Apple’s WLFP And The Environment

The concerns raised in the letter cover more than diversity and inclusion and the importance of cultivating WLFP’s that are sensitive to the range of circumstances that different individuals work best in. More specifically, Apple employees asked for “insight into the environmental impact of returning to on-site in-person work, and how permanent remote-and-location-flexibility could offset that impact.” In other words, they want Apple to think not just about how different people may work best under different WLFPs, but also about how these policies might impact more than the individuals who work at Apple via the environmental impact that might come with requiring more employees to come into the office, or perhaps even having a larger office footprint to begin with. This is a significant consideration for organizations who are concerned not only with the well-being of their employees but with the broader impact that their companies have on the environment and society at large.


There are a number of important lessons that can be drawn from the reaction to Apple’s WLFP. In particular, this case study suggests that your organization’s WLFP may benefit from:

  1. Giving employees a say: The Apple employees involved in the letter felt that their voices were not heard.
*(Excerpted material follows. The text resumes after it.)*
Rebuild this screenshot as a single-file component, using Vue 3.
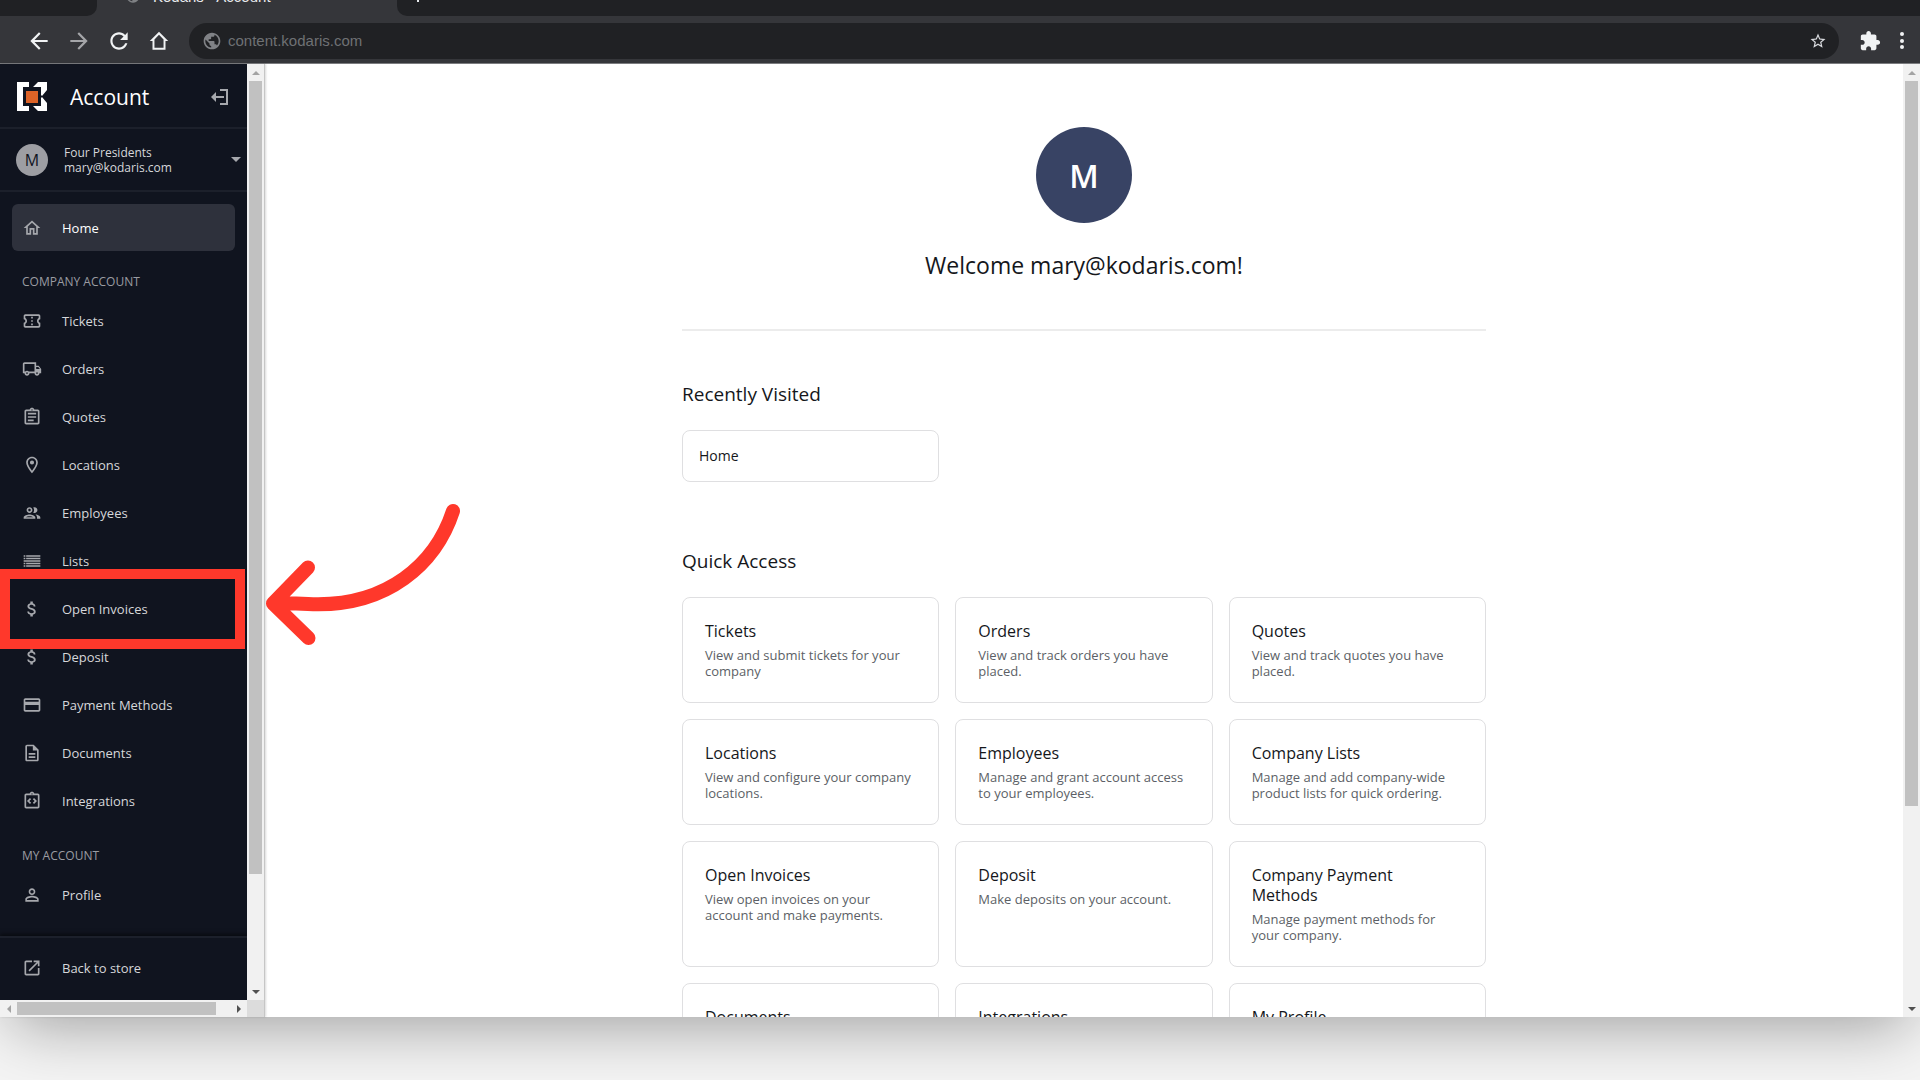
<template>
  <div class="page">
    <div class="window">
      <div class="tab-strip">
        <div class="tab tab-prev"></div>
        <div class="tab tab-active">
          <svg class="favicon" viewBox="0 0 24 24" width="16" height="16">
            <path fill="currentColor" :d="icons.globe" />
          </svg>
          <span>Kodaris - Account</span>
        </div>
        <div class="tab tab-rest">
          <button class="new-tab" aria-label="New tab">
            <svg viewBox="0 0 14 14" width="14" height="14">
              <path d="M7 1v12M1 7h12" stroke="currentColor" stroke-width="2" />
            </svg>
          </button>
        </div>
      </div>

      <div class="toolbar">
        <div class="nav-buttons">
          <button v-for="b in browserButtons" :key="b.label" :aria-label="b.label" :class="{ dim: b.dim }">
            <svg viewBox="0 0 24 24" width="26" height="26">
              <path fill="currentColor" :d="b.path" />
            </svg>
          </button>
        </div>
        <div class="address-bar">
          <svg class="globe" viewBox="0 0 24 24" width="20" height="20">
            <path fill="currentColor" :d="icons.globe" />
          </svg>
          <input v-model="url" type="text" aria-label="Address" />
          <button class="star" aria-label="Bookmark">
            <svg viewBox="0 0 24 24" width="18" height="18">
              <path fill="currentColor" :d="icons.star" />
            </svg>
          </button>
        </div>
        <button class="extensions" aria-label="Extensions">
          <svg viewBox="0 0 24 24" width="22" height="22">
            <path fill="currentColor" :d="icons.puzzle" />
          </svg>
        </button>
        <button class="menu" aria-label="Menu">
          <svg viewBox="0 0 6 20" width="6" height="20">
            <circle v-for="y in [3, 10, 16]" :key="y" cx="3" :cy="y" r="2" fill="currentColor" />
          </svg>
        </button>
      </div>

      <div class="viewport">
        <div class="side-frame">
          <aside class="sidebar">
            <header class="side-header">
              <svg class="logo" viewBox="0 0 30 30" width="30" height="30">
                <path fill="#fff" d="M0 0h12v5H6v19h6v5H0z" />
                <path fill="#fff" d="M21 0h9v8l-5 6-1-1V5h-8z" />
                <path fill="#fff" d="M25 15l5 6v8h-9l-5-5h8v-8z" />
                <path fill="#dd6327" d="M9 9h12v12H9z" />
              </svg>
              <span class="side-title">Account</span>
              <button class="logout" aria-label="Collapse">
                <svg viewBox="0 0 18 18" width="18" height="18">
                  <path fill="none" stroke="currentColor" stroke-width="2" d="M9 2h7v14H9M13 9H5" />
                  <path fill="currentColor" d="M0 9l5-5v10z" />
                </svg>
              </button>
            </header>

            <button class="user">
              <span class="user-avatar">M</span>
              <span class="user-text">
                <span>Four Presidents</span>
                <span>mary@kodaris.com</span>
              </span>
              <svg class="caret" viewBox="0 0 10 5" width="10" height="5">
                <path fill="currentColor" d="M0 0h10L5 5z" />
              </svg>
            </button>

            <nav class="side-nav">
              <a class="nav-item active" href="#home">
                <svg viewBox="0 0 24 24" width="20" height="20">
                  <path fill="currentColor" :d="icons.home" />
                </svg>
                <span>Home</span>
              </a>
              <template v-for="group in groups" :key="group.title">
                <h2 class="group-title">{{ group.title }}</h2>
                <a
                  v-for="item in group.items"
                  :key="item.label"
                  class="nav-item"
                  :class="{ highlighted: item.highlighted }"
                  href="#"
                >
                  <svg viewBox="0 0 24 24" width="20" height="20">
                    <path fill="currentColor" :d="icons[item.icon]" />
                  </svg>
                  <span>{{ item.label }}</span>
                </a>
              </template>
            </nav>

            <footer class="side-footer">
              <a class="nav-item" href="#">
                <svg viewBox="0 0 24 24" width="20" height="20">
                  <path fill="currentColor" :d="icons.open" />
                </svg>
                <span>Back to store</span>
              </a>
            </footer>
          </aside>

          <div class="scrollbar vertical">
            <i class="arrow up"></i>
            <i class="thumb side-thumb"></i>
            <i class="track side-track"></i>
            <i class="arrow down"></i>
          </div>
          <div class="scrollbar horizontal">
            <i class="arrow left"></i>
            <i class="thumb bottom-thumb"></i>
            <i class="track bottom-track"></i>
            <i class="arrow right"></i>
          </div>
          <div class="corner"></div>
        </div>

        <main class="main">
          <div class="content">
            <div class="avatar">M</div>
            <h1>Welcome mary@kodaris.com!</h1>
            <hr />
            <section class="section">
              <h2>Recently Visited</h2>
              <div class="cards">
                <a class="card recent" href="#home">Home</a>
              </div>
            </section>
            <section class="section quick">
              <h2>Quick Access</h2>
              <div class="cards">
                <a v-for="card in cards" :key="card.title" class="card" href="#">
                  <h3>{{ card.title }}</h3>
                  <p v-if="card.text">{{ card.text }}</p>
                </a>
              </div>
            </section>
          </div>
        </main>

        <div class="scrollbar vertical">
          <i class="arrow up"></i>
          <i class="thumb main-thumb"></i>
          <i class="track main-track"></i>
          <i class="arrow down"></i>
        </div>

        <!-- hand-drawn pointer towards the highlighted item -->
        <svg class="pointer" viewBox="0 0 200 150" width="200" height="150">
          <path
            d="M187 11C170 63 122 108 42 104Q24 103 7 103.500M42 67.500L7 103.500L42.500 138"
            fill="none"
            stroke="#ff382b"
            stroke-width="14"
            stroke-linecap="round"
            stroke-linejoin="round"
          />
        </svg>
      </div>
    </div>
  </div>
</template>

<script setup>
import { ref } from 'vue'

const url = ref('content.kodaris.com')

const clipboard = 'M19 3h-4.180C14.400 1.840 13.300 1 12 1s-2.400.840-2.820 2H5c-1.100 0-2 .900-2 2v14c0 1.100.900 2 2 2h14c1.100 0 2-.900 2-2V5c0-1.100-.900-2-2-2zm-7-.250c.410 0 .750.340.750.750s-.340.750-.750.750-.750-.340-.750-.750.340-.750.750-.750zM19 19H5V5h14v14z'

const icons = {
  globe: 'M12 2C6.48 2 2 6.48 2 12s4.48 10 10 10 10-4.48 10-10S17.52 2 12 2zm-1 17.93c-3.95-.49-7-3.85-7-7.93 0-.62.08-1.21.21-1.79L9 15v1c0 1.1.9 2 2 2v1.93zm6.9-2.54c-.26-.81-1-1.39-1.9-1.39h-1v-3c0-.55-.45-1-1-1H8v-2h2c.55 0 1-.45 1-1V7h2c1.1 0 2-.9 2-2v-.41c2.93 1.19 5 4.06 5 7.41 0 2.08-.8 3.97-2.1 5.39z',
  star: 'M22 9.24l-7.19-.62L12 2 9.190 8.630 2 9.240l5.460 4.730L5.820 21 12 17.270 18.180 21l-1.630-7.030L22 9.240zM12 15.400l-3.760 2.270 1-4.280-3.320-2.880 4.380-.380L12 6.100l1.710 4.040 4.380.380-3.320 2.880 1 4.280L12 15.400z',
  puzzle: 'M20.5 11H19V7c0-1.1-.9-2-2-2h-4V3.500C13 2.120 11.880 1 10.500 1S8 2.120 8 3.500V5H4c-1.100 0-1.990.900-1.990 2v3.800H3.500c1.490 0 2.700 1.210 2.700 2.700s-1.210 2.700-2.700 2.700H2V20c0 1.100.900 2 2 2h3.800v-1.500c0-1.490 1.210-2.700 2.700-2.700s2.700 1.210 2.700 2.700V22H17c1.100 0 2-.900 2-2v-4h1.500c1.380 0 2.500-1.120 2.500-2.500S21.880 11 20.500 11z',
  home: 'M12 5.690l5 4.500V18h-2v-6H9v6H7v-7.810l5-4.500M12 3L2 12h3v8h6v-6h2v6h6v-8h3L12 3z',
  ticket: 'M22 10V6c0-1.110-.9-2-2-2H4c-1.1 0-1.990.890-1.990 2v4c1.100 0 1.990.900 1.990 2s-.890 2-2 2v4c0 1.100.900 2 2 2h16c1.100 0 2-.900 2-2v-4c-1.100 0-2-.900-2-2s.900-2 2-2zm-2-1.460c-1.190.690-2 1.990-2 3.460s.810 2.770 2 3.460V18H4v-2.540c1.190-.690 2-1.990 2-3.460 0-1.480-.800-2.770-1.990-3.460L4 6h16v2.540zM11 15h2v2h-2zm0-4h2v2h-2zm0-4h2v2h-2z',
  truck: 'M20 8h-3V4H3c-1.1 0-2 .9-2 2v11h2c0 1.66 1.34 3 3 3s3-1.34 3-3h6c0 1.66 1.34 3 3 3s3-1.34 3-3h2v-5l-3-4zm-.5 1.5l1.960 2.500H17V9.500h2.500zM6 18c-.550 0-1-.450-1-1s.450-1 1-1 1 .450 1 1-.450 1-1 1zm2.220-3c-.550-.610-1.330-1-2.220-1s-1.670.390-2.220 1H3V6h12v9H8.220zM18 18c-.550 0-1-.450-1-1s.450-1 1-1 1 .450 1 1-.450 1-1 1z',
  quote: `M7 15h7v2H7zm0-4h10v2H7zm0-4h10v2H7z${clipboard}`,
  pin: 'M12 2C8.130 2 5 5.130 5 9c0 5.250 7 13 7 13s7-7.750 7-13c0-3.870-3.130-7-7-7zM7 9c0-2.760 2.240-5 5-5s5 2.240 5 5c0 2.880-2.880 7.190-5 9.880C9.920 16.210 7 11.850 7 9zM12 6.500a2.500 2.500 0 1 0 0 5a2.500 2.500 0 1 0 0-5z',
  people: 'M9 13.750c-2.340 0-7 1.170-7 3.500V19h14v-1.750c0-2.330-4.660-3.500-7-3.500zM4.340 17c.840-.580 2.870-1.250 4.660-1.250s3.820.670 4.660 1.250H4.340zM9 12c1.930 0 3.500-1.570 3.500-3.500S10.930 5 9 5 5.500 6.570 5.500 8.500 7.070 12 9 12zm0-5c.830 0 1.500.670 1.500 1.500S9.830 10 9 10s-1.500-.670-1.500-1.500S8.170 7 9 7zm7.040 6.810c1.160.840 1.960 1.960 1.960 3.440V19h4v-1.750c0-2.020-3.500-3.170-5.960-3.440zM15 12c1.930 0 3.500-1.570 3.500-3.500S16.930 5 15 5c-.540 0-1.040.130-1.500.350.630.890 1 1.980 1 3.150s-.370 2.260-1 3.150c.460.220.960.350 1.500.350z',
  list: 'M2 5h2v2H2zm3 0h17v2H5zM2 8h2v2H2zm3 0h17v2H5zM2 11h20v2H2zM2 14h2v2H2zm3 0h17v2H5zM2 17h2v2H2zm3 0h17v2H5z',
  dollar: 'M11.800 10.900c-2.270-.590-3-1.200-3-2.150 0-1.090 1.010-1.850 2.700-1.850 1.780 0 2.440.850 2.500 2.100h2.210c-.070-1.720-1.120-3.300-3.210-3.810V3h-3v2.160c-1.940.420-3.500 1.680-3.500 3.610 0 2.310 1.910 3.460 4.700 4.130 2.500.600 3 1.480 3 2.410 0 .690-.490 1.790-2.700 1.790-2.060 0-2.870-.920-2.980-2.100h-2.200c.120 2.190 1.760 3.420 3.680 3.830V21h3v-2.150c1.950-.370 3.500-1.500 3.500-3.550 0-2.840-2.430-3.810-4.700-4.400z',
  card: 'M20 4H4c-1.110 0-1.990.890-1.990 2L2 18c0 1.110.890 2 2 2h16c1.110 0 2-.890 2-2V6c0-1.110-.890-2-2-2zm0 14H4v-6h16v6zm0-10H4V6h16v2z',
  document: 'M8 16h8v2H8zm0-4h8v2H8zm6-10H6c-1.100 0-2 .900-2 2v16c0 1.100.890 2 1.990 2H18c1.100 0 2-.900 2-2V8l-6-6zm4 18H6V4h7v5h5v11z',
  code: `M11 14.170L8.830 12 11 9.830 9.590 8.410 6 12l3.590 3.590zM14.410 15.590L18 12l-3.590-3.590L13 9.830 15.170 12 13 14.170z${clipboard}`,
  person: 'M12 5.900a2.100 2.100 0 1 1 0 4.200a2.100 2.100 0 0 1 0-4.200m0 9c2.970 0 6.100 1.460 6.100 2.100v1.100H5.900V17c0-.640 3.130-2.100 6.100-2.100M12 4C9.790 4 8 5.790 8 8s1.790 4 4 4 4-1.790 4-4-1.790-4-4-4zm0 9c-2.670 0-8 1.340-8 4v3h16v-3c0-2.660-5.330-4-8-4z',
  open: 'M19 19H5V5h7V3H5c-1.110 0-2 .900-2 2v14c0 1.100.890 2 2 2h14c1.100 0 2-.900 2-2v-7h-2v7zM14 3v2h3.590l-9.830 9.830 1.410 1.410L19 6.410V10h2V3h-7z'
}

const browserButtons = [
  { label: 'Back', path: 'M20 11H7.830l5.590-5.590L12 4l-8 8 8 8 1.410-1.410L7.830 13H20v-2z' },
  { label: 'Forward', dim: true, path: 'M12 4l-1.410 1.410L16.170 11H4v2h12.170l-5.580 5.590L12 20l8-8z' },
  { label: 'Reload', path: 'M17.650 6.350C16.200 4.900 14.210 4 12 4c-4.420 0-7.990 3.580-7.990 8s3.570 8 7.990 8c3.730 0 6.840-2.550 7.730-6h-2.080c-.820 2.330-3.040 4-5.650 4-3.310 0-6-2.690-6-6s2.690-6 6-6c1.660 0 3.140.690 4.220 1.780L13 11h7V4l-2.350 2.350z' },
  { label: 'Home page', path: 'M12 3.500L3.500 12H6v8h12v-8h2.500L12 3.500zM12 6.300l4.200 4.200V18.200H7.800V10.500z' }
]

const groups = [
  {
    title: 'COMPANY ACCOUNT',
    items: [
      { label: 'Tickets', icon: 'ticket' },
      { label: 'Orders', icon: 'truck' },
      { label: 'Quotes', icon: 'quote' },
      { label: 'Locations', icon: 'pin' },
      { label: 'Employees', icon: 'people' },
      { label: 'Lists', icon: 'list' },
      { label: 'Open Invoices', icon: 'dollar', highlighted: true },
      { label: 'Deposit', icon: 'dollar' },
      { label: 'Payment Methods', icon: 'card' },
      { label: 'Documents', icon: 'document' },
      { label: 'Integrations', icon: 'code' }
    ]
  },
  {
    title: 'MY ACCOUNT',
    items: [{ label: 'Profile', icon: 'person' }]
  }
]

const cards = [
  { title: 'Tickets', text: 'View and submit tickets for your company' },
  { title: 'Orders', text: 'View and track orders you have placed.' },
  { title: 'Quotes', text: 'View and track quotes you have placed.' },
  { title: 'Locations', text: 'View and configure your company locations.' },
  { title: 'Employees', text: 'Manage and grant account access to your employees.' },
  { title: 'Company Lists', text: 'Manage and add company-wide product lists for quick ordering.' },
  { title: 'Open Invoices', text: 'View open invoices on your account and make payments.' },
  { title: 'Deposit', text: 'Make deposits on your account.' },
  { title: 'Company Payment Methods', text: 'Manage payment methods for your company.' },
  { title: 'Documents' },
  { title: 'Integrations' },
  { title: 'My Profile' }
]
</script>

<style>
body {
  margin: 0;
  background: #f4f4f4;
}
</style>

<style scoped>
* {
  box-sizing: border-box;
}

.page {
  height: 100vh;
  overflow: hidden;
  font-family: 'Open Sans', 'Noto Sans', sans-serif;
  background: #f4f4f4;
}

button {
  padding: 0;
  border: none;
  background: none;
  color: inherit;
  font: inherit;
  cursor: pointer;
}

a {
  color: inherit;
  text-decoration: none;
}

svg {
  display: block;
  flex: none;
}

h1,
h2,
h3,
p {
  margin: 0;
  font-weight: 400;
}

/* the tab strip is partly scrolled off the top edge */
.window {
  display: flex;
  flex-direction: column;
  height: calc(100vh - 39px);
  margin-top: -24px;
  box-shadow: 0 20px 60px -12px rgba(0, 0, 0, 0.36);
}

.tab-strip {
  display: flex;
  flex: none;
  height: 40px;
  background: #35363a;
  font-family: 'Liberation Sans', sans-serif;
  font-size: 15px;
  color: #e8eaed;
}

.tab {
  display: flex;
  align-items: center;
}

.tab-prev {
  width: 97px;
  background: #202124;
  border-bottom-right-radius: 10px;
}

.tab-active {
  gap: 12px;
  width: 300px;
  padding: 0 28px;
}

.favicon {
  color: #7f8184;
}

.tab-rest {
  flex: 1;
  padding-left: 14px;
  background: #202124;
  border-bottom-left-radius: 10px;
}

.toolbar {
  display: flex;
  align-items: center;
  flex: none;
  height: 48px;
  padding: 2px 15px 0 26px;
  background: #35363a;
  border-bottom: 1px solid #7b7c7f;
  color: #f1f3f4;
}

.nav-buttons {
  display: flex;
  gap: 14px;
  margin-right: 17px;
}

.dim {
  color: #a5a6a9;
}

.address-bar {
  display: flex;
  align-items: center;
  flex: 1;
  gap: 6px;
  height: 36px;
  padding: 0 12px 0 13px;
  border-radius: 18px;
  background: #202124;
}

.globe {
  color: #808286;
}

.address-bar input {
  flex: 1;
  min-width: 0;
  padding: 0;
  border: none;
  outline: none;
  background: none;
  font-family: 'Liberation Sans', sans-serif;
  font-size: 15px;
  color: #6f7174;
}

.star {
  color: #dadce0;
}

.extensions {
  margin: 0 18px 0 20px;
}

.viewport {
  position: relative;
  display: flex;
  flex: 1;
  min-height: 0;
  background: #fff;
}

.side-frame {
  display: grid;
  grid-template-columns: 247px 17px;
  grid-template-rows: minmax(0, 1fr) 17px;
  flex: none;
  border-right: 1px solid #c6c6c6;
  box-shadow: 1px 0 2px rgba(0, 0, 0, 0.15);
}

.sidebar {
  display: flex;
  flex-direction: column;
  min-height: 0;
  background: #10141f;
  color: #d6d7da;
  font-size: 13px;
}

.side-header {
  display: flex;
  align-items: center;
  flex: none;
  height: 65px;
  padding: 2px 18px 0 17px;
  border-bottom: 2px solid #1c202b;
}

.side-title {
  flex: 1;
  padding-left: 23px;
  font-size: 21px;
  color: #fff;
}

.logout {
  color: #a6a8ad;
}

.user {
  display: flex;
  align-items: center;
  flex: none;
  height: 63px;
  padding: 0 6px 0 16px;
  border-bottom: 2px solid #1c202b;
  text-align: left;
}

.user-avatar {
  display: flex;
  align-items: center;
  justify-content: center;
  width: 32px;
  height: 32px;
  border-radius: 50%;
  background: #9d9ea3;
  color: #10141f;
  font-size: 16px;
}

.user-text {
  display: flex;
  flex-direction: column;
  flex: 1;
  padding-left: 16px;
  font-size: 12px;
  line-height: 15px;
}

.caret {
  color: #a6a8ad;
}

.side-nav {
  flex: 1;
  min-height: 0;
  overflow: hidden;
  padding: 12px 12px 0;
}

.nav-item {
  position: relative;
  display: flex;
  align-items: center;
  gap: 20px;
  height: 48px;
  padding-left: 10px;
  border-radius: 6px;
}

.nav-item svg {
  color: #a6a8ad;
}

.nav-item.active {
  height: 47px;
  background: #2e313c;
  color: #fff;
}

.nav-item.highlighted::after {
  content: '';
  position: absolute;
  inset: -16px -10px -16px -12px;
  border: 10px solid #ff382b;
  z-index: 1;
}

.group-title {
  padding: 21px 10px 5px;
  font-size: 12px;
  line-height: 20px;
  color: #9a9ca2;
}

.side-footer {
  flex: none;
  height: 64px;
  padding: 6px 12px;
  border-top: 2px solid #1c202b;
  box-shadow: 0 -2px 4px rgba(0, 0, 0, 0.5);
}

.scrollbar {
  display: flex;
  flex: none;
  background: #f1f1f1;
}

.vertical {
  flex-direction: column;
  width: 17px;
  padding: 0 2px;
}

.horizontal {
  height: 17px;
  padding: 2px 0;
}

.corner {
  background: #dcdcdc;
}

.thumb {
  background: #c1c1c1;
}

.side-thumb {
  flex: 793;
}

.side-track {
  flex: 109;
}

.bottom-thumb {
  flex: 199;
}

.bottom-track {
  flex: 14;
}

.main-thumb {
  flex: 724;
}

.main-track {
  flex: 194;
}

.arrow {
  display: flex;
  align-items: center;
  justify-content: center;
  flex: none;
  color: #505050;
}

.vertical .arrow {
  height: 17px;
}

.horizontal .arrow {
  width: 17px;
}

.arrow::after {
  content: '';
  border: 4px solid transparent;
}

.arrow.up,
.arrow.left {
  color: #a3a3a3;
}

.arrow.up::after {
  border-top: none;
  border-bottom-color: currentColor;
}

.arrow.down::after {
  border-bottom: none;
  border-top-color: currentColor;
}

.arrow.left::after {
  border-left: none;
  border-right-color: currentColor;
}

.arrow.right::after {
  border-right: none;
  border-left-color: currentColor;
}

.main {
  flex: 1;
  min-width: 0;
  overflow: hidden;
  color: #15171b;
}

.content {
  max-width: 804px;
  margin: 0 auto;
  padding-top: 63px;
}

.avatar {
  display: flex;
  align-items: center;
  justify-content: center;
  width: 96px;
  height: 96px;
  margin: 0 auto;
  border-radius: 50%;
  background: #384364;
  color: #fff;
  font-size: 32px;
  font-weight: 600;
}

h1 {
  margin-top: 26px;
  font-size: 23px;
  line-height: 32px;
  text-align: center;
}

hr {
  height: 2px;
  margin: 48px 0 0;
  border: none;
  background: #ececec;
}

.section {
  margin-top: 51px;
}

.section.quick {
  margin-top: 67px;
}

.section h2 {
  margin-bottom: 24px;
  font-size: 19px;
  line-height: 24px;
}

.cards {
  display: grid;
  grid-template-columns: repeat(3, minmax(0, 1fr));
  gap: 16px;
}

.card {
  min-height: 106px;
  padding: 23px 22px;
  border: 1px solid #dfdfe1;
  border-radius: 8px;
}

.card.recent {
  min-height: 0;
  padding: 15px 16px;
  font-size: 14px;
  line-height: 20px;
}

.card h3 {
  padding-right: 16px;
  font-size: 16px;
  line-height: 20px;
}

.card p {
  margin-top: 6px;
  font-size: 13px;
  line-height: 16px;
  color: #5c5f66;
}

.pointer {
  position: absolute;
  top: 436px;
  left: 266px;
  z-index: 2;
  pointer-events: none;
}
</style>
This likely contributed to the degree of dissatisfaction that they felt with the policy that has been implemented. Had they been given a chance to contribute to the process of forming the policy, they may have felt better about the outcome, even if the final policy did not perfectly match their needs.
  2. Letting the WLFPs be decided on a team-by-team basis: Depending on the size of an organization, it may be best to have multiple WLFPs and to have each one tailored to the individual teams that make up the company. In doing so, businesses can avoid enforcing an imperfect one-size-fits-all solution.
  3. Considering the environmental impact of the strategy: Apple’s employees have rightfully drawn attention to the fact that different WLFPs might have differential impacts on the environment. These effects will vary depending on the number of employees who are required to come into the office, the number of days that they are required to come in, the kinds of transportation they use, and even the size of the office required to house the employees as they work. As global climate change becomes an ever-increasing concern, employers should be especially mindful of the strain that various WLFPs would place on the environment.